Review – Bible’s Buried Secrets – Did God have a wife?

This is the second in a BBC series by Dr Francesca Stavrakopoulou on the Bible’s Buried Secrets looking at the Hebrew Bible and archaeology. You can see my review of last week’s episode Did King David’s Empire exist?

This week she turned her fire on the bible’s “cover-up” of the fact that ancient Isrealite religion was not monotheistic but polytheistic. In other words the ancient Israelites didn’t worship just one God but rather many gods.

She starts (and I must admit carries on the whole episode) in very tabloid style –

I’ll be looking at archaeology that shows ancestors of Judaism and Christianity believed in may gods and even that God had a wife. It’s a radical revision that rocks the foundation of monotheism to its core and challenges what the religious past means for faith today.

The problem with this programme is that it keeps setting up straw men to knock down. One very interesting slight of hand happens at the beginning when she focuses on the three main monotheistic faiths of Judaism, Christianity and Islam and then takes Islam out of her line of fire by saying that the Koran is “wholly separate from the Bible”. Interesting claim – was this to avoid too much kick-back?

She attacks the claim that the foundation of monotheism goes back to Abraham some 4,000 years ago. And she follows the story of the patriarchs and then she says:

I disagree…When the Bible is put under rigorous analysis you find a different story

She goes to the ancient non-Jewish city of Uggarit north of Israel where digs have given a clearer idea of Canaanite religion. She argues that Baal was the storm god and that there was a god that ruled over the council of the gods called El. El also had a wife – Asherah. She argues that El is also the early name of the Israelite God. El is used in the Hebrew text and in names – Bethel where Jacob meets God means House of El, the House of God. She points out that the name Israel includes el in it.

So she says that when she reads the bible closely (emphasis mine) that she sees something that others haven’t.

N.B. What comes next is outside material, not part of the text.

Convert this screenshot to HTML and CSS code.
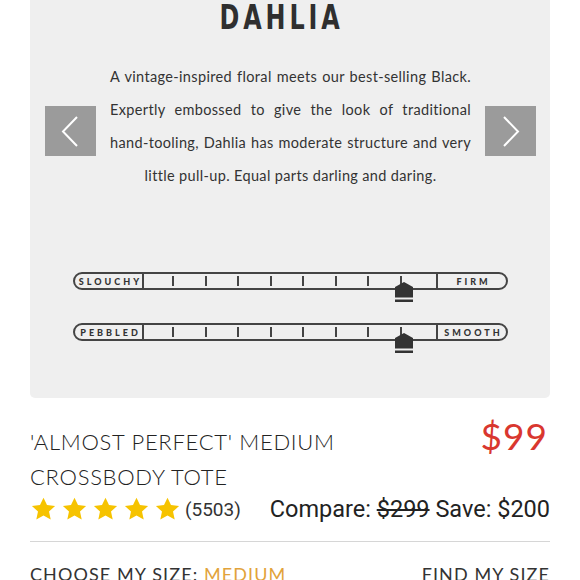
FILE: index.html
```html
<!DOCTYPE html>
<html>
<head>
<meta charset="utf-8">
<link rel="stylesheet" href="styles.css">
</head>
<body>
<section class="panel">
  <h1 class="title"><span>DAHLIA</span></h1>
  <div class="carousel">
    <button class="nav" aria-label="Previous">
      <svg width="51" height="50" viewBox="0 0 51 50"><polyline points="32,11 18,25.5 32,40" fill="none" stroke="#fff" stroke-width="2"/></svg>
    </button>
    <p class="desc">A vintage-inspired floral meets our best-selling Black. Expertly embossed to give the look of traditional <span class="nw">hand-tooling,</span> Dahlia has moderate structure and very little <span class="nw">pull-up.</span> Equal parts darling and daring.</p>
    <button class="nav" aria-label="Next">
      <svg width="51" height="50" viewBox="0 0 51 50"><polyline points="19,11 33,25.5 19,40" fill="none" stroke="#fff" stroke-width="2"/></svg>
    </button>
  </div>
  <div class="scales">
    <div class="scale">
      <span class="end left">SLOUCHY</span>
      <div class="track">
        <i></i><i></i><i></i><i></i><i></i><i></i><i></i><i></i><i></i>
        <svg class="marker" style="left: calc(88.89% - 9px)" width="18" height="21" viewBox="0 0 18 21"><polygon points="9,0 18,5 18,15.5 0,15.5 0,5" fill="#333"/><rect x="0" y="17.5" width="18" height="2.5" fill="#333"/></svg>
      </div>
      <span class="end right">FIRM</span>
    </div>
    <div class="scale">
      <span class="end left">PEBBLED</span>
      <div class="track">
        <i></i><i></i><i></i><i></i><i></i><i></i><i></i><i></i><i></i>
        <svg class="marker" style="left: calc(88.89% - 9px)" width="18" height="21" viewBox="0 0 18 21"><polygon points="9,0 18,5 18,15.5 0,15.5 0,5" fill="#333"/><rect x="0" y="17.5" width="18" height="2.5" fill="#333"/></svg>
      </div>
      <span class="end right">SMOOTH</span>
    </div>
  </div>
</section>
<section class="product">
  <div class="head">
    <h2 class="name">'ALMOST PERFECT' MEDIUM CROSSBODY TOTE</h2>
    <div class="price">$99</div>
  </div>
  <div class="meta">
    <div class="rating">
      <svg class="star" viewBox="0 0 24 24"><path d="M12 1.5l3.1 6.6 7.2.8-5.4 4.9 1.5 7.1L12 17.3l-6.4 3.6 1.5-7.1-5.4-4.9 7.2-.8z"/></svg>
      <svg class="star" viewBox="0 0 24 24"><path d="M12 1.5l3.1 6.6 7.2.8-5.4 4.9 1.5 7.1L12 17.3l-6.4 3.6 1.5-7.1-5.4-4.9 7.2-.8z"/></svg>
      <svg class="star" viewBox="0 0 24 24"><path d="M12 1.5l3.1 6.6 7.2.8-5.4 4.9 1.5 7.1L12 17.3l-6.4 3.6 1.5-7.1-5.4-4.9 7.2-.8z"/></svg>
      <svg class="star" viewBox="0 0 24 24"><path d="M12 1.5l3.1 6.6 7.2.8-5.4 4.9 1.5 7.1L12 17.3l-6.4 3.6 1.5-7.1-5.4-4.9 7.2-.8z"/></svg>
      <svg class="star" viewBox="0 0 24 24"><path d="M12 1.5l3.1 6.6 7.2.8-5.4 4.9 1.5 7.1L12 17.3l-6.4 3.6 1.5-7.1-5.4-4.9 7.2-.8z"/></svg>
      <span class="count">(5503)</span>
    </div>
    <div class="compare">Compare: <s>$299</s> Save: $200</div>
  </div>
  <div class="size">
    <div class="choose">CHOOSE MY SIZE: <span class="sel">MEDIUM</span></div>
    <div class="find">FIND MY SIZE</div>
  </div>
</section>
</body>
</html>
```
FILE: styles.css
```css
* { box-sizing: border-box; }
html, body { margin: 0; padding: 0; background: #fff; }
body { font-family: Lato, "Open Sans", sans-serif; color: #333; }

.panel {
  margin: 0 30px;
  height: 398px;
  background: #efefef;
  border-radius: 0 0 5px 5px;
  padding: 0 14px 0 15px;
}
.title {
  margin: 0;
  height: 34px;
  line-height: 34px;
  padding-right: 18px;
  text-align: center;
  font-family: "DejaVu Sans Condensed", "DejaVu Sans", sans-serif;
  font-stretch: condensed;
  font-weight: bold;
  font-size: 34px;
  color: #2f2f2f;
}
.title span {
  display: inline-block;
  letter-spacing: 5px;
  transform: scaleX(0.78);
}
.carousel {
  display: flex;
  align-items: flex-start;
  gap: 14px;
  margin-top: 26px;
}
.nav {
  flex: none;
  width: 51px;
  height: 50px;
  margin-top: 46px;
  padding: 0;
  border: 0;
  background: #9b9b9b;
  display: block;
}
.nav svg { display: block; }
.desc {
  flex: 1;
  margin: 0;
  font-size: 14.5px;
  line-height: 33px;
  letter-spacing: 0.35px;
  text-align: justify;
  text-align-last: center;
  color: #333;
}
.nw { white-space: nowrap; }
.scales {
  margin-top: 80px;
  padding: 0 28px 0 28px;
  display: flex;
  flex-direction: column;
  gap: 33px;
}
.scale {
  display: flex;
  height: 18px;
  border: 2px solid #444;
  border-radius: 9px;
}
.end {
  flex: none;
  display: flex;
  align-items: center;
  justify-content: center;
  font-size: 9px;
  font-weight: 900;
  letter-spacing: 3px;
  color: #333;
}
.end.left { width: 69px; border-right: 2px solid #444; padding-left: 4px; }
.end.right { width: 70px; border-left: 2px solid #444; padding-left: 3px; }
.track {
  flex: 1;
  position: relative;
  display: grid;
  grid-template-columns: repeat(9, 1fr);
}
.track i {
  background: linear-gradient(#444, #444) right 2px top 2px / 2px 10px no-repeat;
}
.track i:last-of-type { background: none; }
.marker {
  position: absolute;
  top: 8px;
}

.product { padding: 0 30px; }
.head {
  display: flex;
  justify-content: space-between;
  align-items: baseline;
  margin-top: 15px;
}
.name {
  margin: 0;
  max-width: 340px;
  font-weight: 300;
  font-size: 22px;
  line-height: 35px;
  letter-spacing: 0.7px;
  color: #222;
}
.price {
  font-size: 37px;
  color: #d9372f;
  letter-spacing: 1px;
  margin-right: 2px;
}
.meta {
  display: flex;
  justify-content: space-between;
  align-items: center;
  height: 30px;
  margin-top: 0;
  font-family: Roboto, sans-serif;
}
.rating { display: flex; align-items: center; gap: 4px; }
.star { width: 27px; height: 27px; fill: #f6c300; display: block; }
.count { font-size: 19px; color: #333; }
.compare { font-size: 23.5px; color: #222; }
.compare s { text-decoration-thickness: 1.5px; }
.size {
  border-top: 1px solid #d6d6d6;
  margin-top: 17px;
  padding-top: 20px;
  display: flex;
  justify-content: space-between;
  font-size: 18px;
  letter-spacing: 1.1px;
  line-height: 24px;
  color: #333;
}
.sel { color: #e2a33a; }
```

Francesca Stavrakopoulou, presents the BBC series the Bible's Buried Secrets

Dr Francesca Stavrakopoulou

Now the problem with much of this is that she is saying nothing that is new or hasn’t been discussed loads. It has been debated for ages about the provenance of the bible and who says what when and where means that her close look at the bible is nothing that others haven’t said for years. So there has been a standard interpretation for decades that the Old Testament in particular was written by people with differing viewpoints. This is called textual criticism. People looking at words (like El) and deciding who wrote what when and where and for what reason.

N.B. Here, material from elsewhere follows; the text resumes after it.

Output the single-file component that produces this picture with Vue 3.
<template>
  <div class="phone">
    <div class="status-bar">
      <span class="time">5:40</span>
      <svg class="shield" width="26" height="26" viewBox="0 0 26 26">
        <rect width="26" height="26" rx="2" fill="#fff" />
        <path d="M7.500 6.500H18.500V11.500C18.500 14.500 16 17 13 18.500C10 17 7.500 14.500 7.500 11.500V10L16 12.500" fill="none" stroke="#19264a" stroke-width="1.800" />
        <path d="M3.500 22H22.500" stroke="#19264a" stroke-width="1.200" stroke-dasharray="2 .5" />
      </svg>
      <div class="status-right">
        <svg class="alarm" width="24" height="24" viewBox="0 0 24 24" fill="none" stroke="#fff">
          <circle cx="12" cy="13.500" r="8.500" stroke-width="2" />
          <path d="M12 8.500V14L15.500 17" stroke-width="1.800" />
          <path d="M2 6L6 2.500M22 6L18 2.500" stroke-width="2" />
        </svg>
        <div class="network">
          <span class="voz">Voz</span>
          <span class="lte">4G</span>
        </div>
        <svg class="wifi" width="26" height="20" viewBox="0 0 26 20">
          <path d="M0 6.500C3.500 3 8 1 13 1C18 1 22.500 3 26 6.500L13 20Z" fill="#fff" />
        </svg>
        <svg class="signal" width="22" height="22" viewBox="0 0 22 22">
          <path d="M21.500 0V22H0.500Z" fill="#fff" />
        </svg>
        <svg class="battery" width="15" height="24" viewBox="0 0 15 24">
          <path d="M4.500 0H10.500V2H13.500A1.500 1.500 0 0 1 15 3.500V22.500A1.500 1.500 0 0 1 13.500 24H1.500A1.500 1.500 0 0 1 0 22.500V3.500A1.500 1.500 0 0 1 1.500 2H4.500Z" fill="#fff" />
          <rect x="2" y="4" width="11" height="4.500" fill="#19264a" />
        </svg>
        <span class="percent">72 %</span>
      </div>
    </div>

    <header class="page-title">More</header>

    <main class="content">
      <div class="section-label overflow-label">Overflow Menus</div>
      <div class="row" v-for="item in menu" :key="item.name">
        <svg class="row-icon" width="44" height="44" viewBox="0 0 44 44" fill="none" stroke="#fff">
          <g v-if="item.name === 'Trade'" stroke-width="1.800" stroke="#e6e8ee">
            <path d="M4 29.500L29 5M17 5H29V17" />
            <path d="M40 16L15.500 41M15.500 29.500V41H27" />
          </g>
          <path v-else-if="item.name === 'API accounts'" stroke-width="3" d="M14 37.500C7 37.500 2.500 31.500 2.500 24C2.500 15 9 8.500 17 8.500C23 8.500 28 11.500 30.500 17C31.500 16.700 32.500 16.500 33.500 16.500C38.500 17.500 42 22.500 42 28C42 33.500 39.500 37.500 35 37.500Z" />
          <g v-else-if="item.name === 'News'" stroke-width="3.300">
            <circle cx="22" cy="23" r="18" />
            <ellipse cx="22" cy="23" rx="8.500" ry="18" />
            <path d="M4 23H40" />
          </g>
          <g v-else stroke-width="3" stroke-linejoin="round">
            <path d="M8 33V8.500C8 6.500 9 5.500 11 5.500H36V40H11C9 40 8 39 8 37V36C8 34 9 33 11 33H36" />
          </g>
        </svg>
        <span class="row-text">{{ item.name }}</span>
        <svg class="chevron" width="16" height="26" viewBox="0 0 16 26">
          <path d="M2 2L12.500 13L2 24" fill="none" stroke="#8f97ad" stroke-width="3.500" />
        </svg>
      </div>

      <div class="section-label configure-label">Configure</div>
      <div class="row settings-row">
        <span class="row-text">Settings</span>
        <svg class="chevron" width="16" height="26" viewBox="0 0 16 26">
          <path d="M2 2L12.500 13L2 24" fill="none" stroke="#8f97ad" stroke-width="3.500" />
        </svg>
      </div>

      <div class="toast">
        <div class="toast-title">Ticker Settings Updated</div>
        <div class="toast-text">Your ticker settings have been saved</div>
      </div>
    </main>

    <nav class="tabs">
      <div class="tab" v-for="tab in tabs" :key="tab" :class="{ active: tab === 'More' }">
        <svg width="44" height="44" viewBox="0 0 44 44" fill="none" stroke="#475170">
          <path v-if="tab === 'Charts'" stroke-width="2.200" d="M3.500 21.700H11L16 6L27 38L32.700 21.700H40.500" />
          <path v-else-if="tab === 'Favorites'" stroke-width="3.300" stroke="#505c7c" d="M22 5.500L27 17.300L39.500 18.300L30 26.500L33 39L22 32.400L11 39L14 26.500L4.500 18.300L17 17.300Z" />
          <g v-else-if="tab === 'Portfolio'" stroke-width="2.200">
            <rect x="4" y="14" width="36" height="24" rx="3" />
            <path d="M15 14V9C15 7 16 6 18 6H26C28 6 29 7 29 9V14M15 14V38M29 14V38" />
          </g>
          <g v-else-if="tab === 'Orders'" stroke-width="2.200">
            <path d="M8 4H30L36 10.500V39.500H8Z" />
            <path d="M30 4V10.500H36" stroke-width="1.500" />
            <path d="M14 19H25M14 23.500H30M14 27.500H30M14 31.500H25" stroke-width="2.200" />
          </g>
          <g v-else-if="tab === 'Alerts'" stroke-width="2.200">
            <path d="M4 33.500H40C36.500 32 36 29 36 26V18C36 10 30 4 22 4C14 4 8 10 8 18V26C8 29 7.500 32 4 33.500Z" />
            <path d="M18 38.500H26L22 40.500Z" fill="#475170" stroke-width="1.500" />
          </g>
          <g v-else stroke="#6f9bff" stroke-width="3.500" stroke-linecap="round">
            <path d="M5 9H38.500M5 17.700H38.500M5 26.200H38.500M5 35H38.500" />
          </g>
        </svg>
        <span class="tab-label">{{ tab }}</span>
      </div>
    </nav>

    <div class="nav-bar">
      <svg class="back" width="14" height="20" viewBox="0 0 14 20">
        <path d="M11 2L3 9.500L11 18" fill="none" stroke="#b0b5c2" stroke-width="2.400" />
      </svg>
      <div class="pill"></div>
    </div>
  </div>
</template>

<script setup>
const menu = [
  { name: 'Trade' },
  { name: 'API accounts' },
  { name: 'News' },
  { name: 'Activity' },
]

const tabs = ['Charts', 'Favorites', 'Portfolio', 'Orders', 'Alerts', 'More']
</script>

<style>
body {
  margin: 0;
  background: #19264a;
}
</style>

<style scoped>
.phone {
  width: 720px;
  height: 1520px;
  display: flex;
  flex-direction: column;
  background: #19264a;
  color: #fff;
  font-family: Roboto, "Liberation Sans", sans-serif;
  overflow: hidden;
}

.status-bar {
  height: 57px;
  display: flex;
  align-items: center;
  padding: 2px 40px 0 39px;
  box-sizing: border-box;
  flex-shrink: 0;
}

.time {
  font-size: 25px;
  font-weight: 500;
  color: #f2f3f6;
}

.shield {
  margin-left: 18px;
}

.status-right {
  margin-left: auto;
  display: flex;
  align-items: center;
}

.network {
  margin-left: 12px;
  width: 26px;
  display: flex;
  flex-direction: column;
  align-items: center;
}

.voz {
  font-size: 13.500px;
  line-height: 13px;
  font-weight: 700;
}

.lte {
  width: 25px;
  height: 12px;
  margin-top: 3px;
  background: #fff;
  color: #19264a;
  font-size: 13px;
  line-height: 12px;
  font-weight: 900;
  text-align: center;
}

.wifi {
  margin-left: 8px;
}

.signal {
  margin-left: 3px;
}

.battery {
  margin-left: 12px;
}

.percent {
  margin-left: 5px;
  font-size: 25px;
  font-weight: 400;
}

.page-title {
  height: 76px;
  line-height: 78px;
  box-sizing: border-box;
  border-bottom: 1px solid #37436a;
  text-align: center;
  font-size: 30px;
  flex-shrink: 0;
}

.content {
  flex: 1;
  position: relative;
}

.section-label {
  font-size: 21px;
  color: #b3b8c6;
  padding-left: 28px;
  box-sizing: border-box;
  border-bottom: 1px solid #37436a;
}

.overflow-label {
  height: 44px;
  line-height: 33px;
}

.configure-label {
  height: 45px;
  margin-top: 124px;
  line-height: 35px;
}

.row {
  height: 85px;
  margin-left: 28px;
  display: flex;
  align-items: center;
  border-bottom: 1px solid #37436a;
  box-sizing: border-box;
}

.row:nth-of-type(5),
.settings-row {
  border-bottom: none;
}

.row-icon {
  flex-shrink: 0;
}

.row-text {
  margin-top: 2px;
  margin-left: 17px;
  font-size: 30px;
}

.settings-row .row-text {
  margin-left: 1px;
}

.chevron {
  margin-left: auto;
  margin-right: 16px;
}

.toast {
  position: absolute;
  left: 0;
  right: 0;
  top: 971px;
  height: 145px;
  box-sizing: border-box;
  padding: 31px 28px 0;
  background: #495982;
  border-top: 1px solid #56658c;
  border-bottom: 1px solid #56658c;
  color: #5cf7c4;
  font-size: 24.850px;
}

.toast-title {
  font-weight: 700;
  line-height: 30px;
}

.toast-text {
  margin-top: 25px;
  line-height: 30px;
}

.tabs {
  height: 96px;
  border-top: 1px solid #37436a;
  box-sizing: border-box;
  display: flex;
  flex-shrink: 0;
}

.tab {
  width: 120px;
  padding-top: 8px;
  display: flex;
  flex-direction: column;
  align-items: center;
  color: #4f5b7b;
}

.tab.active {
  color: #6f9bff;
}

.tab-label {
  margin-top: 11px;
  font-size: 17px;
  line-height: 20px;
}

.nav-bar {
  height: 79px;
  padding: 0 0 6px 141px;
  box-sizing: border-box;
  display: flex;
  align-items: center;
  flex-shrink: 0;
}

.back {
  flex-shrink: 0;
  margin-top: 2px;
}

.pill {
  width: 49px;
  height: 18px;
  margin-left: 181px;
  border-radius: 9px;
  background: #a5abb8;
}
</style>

The use of the word El can be used as the word Allah is used amongst Arabic speaking people to describe God. In fact there was the case recently where the Indonesian courts ruled against Muslims who wanted to ban Christian use of the Allah. The courts ruled that this was the traditional use of the word for God not only amongst Muslims. So too in Greek the word for God used was theos the greek word for a divinity or god.

It is also standard amongst scholars to say that the Exile to Babylon was the key point when the people of Israel had to work out why they had lost and gone into exile.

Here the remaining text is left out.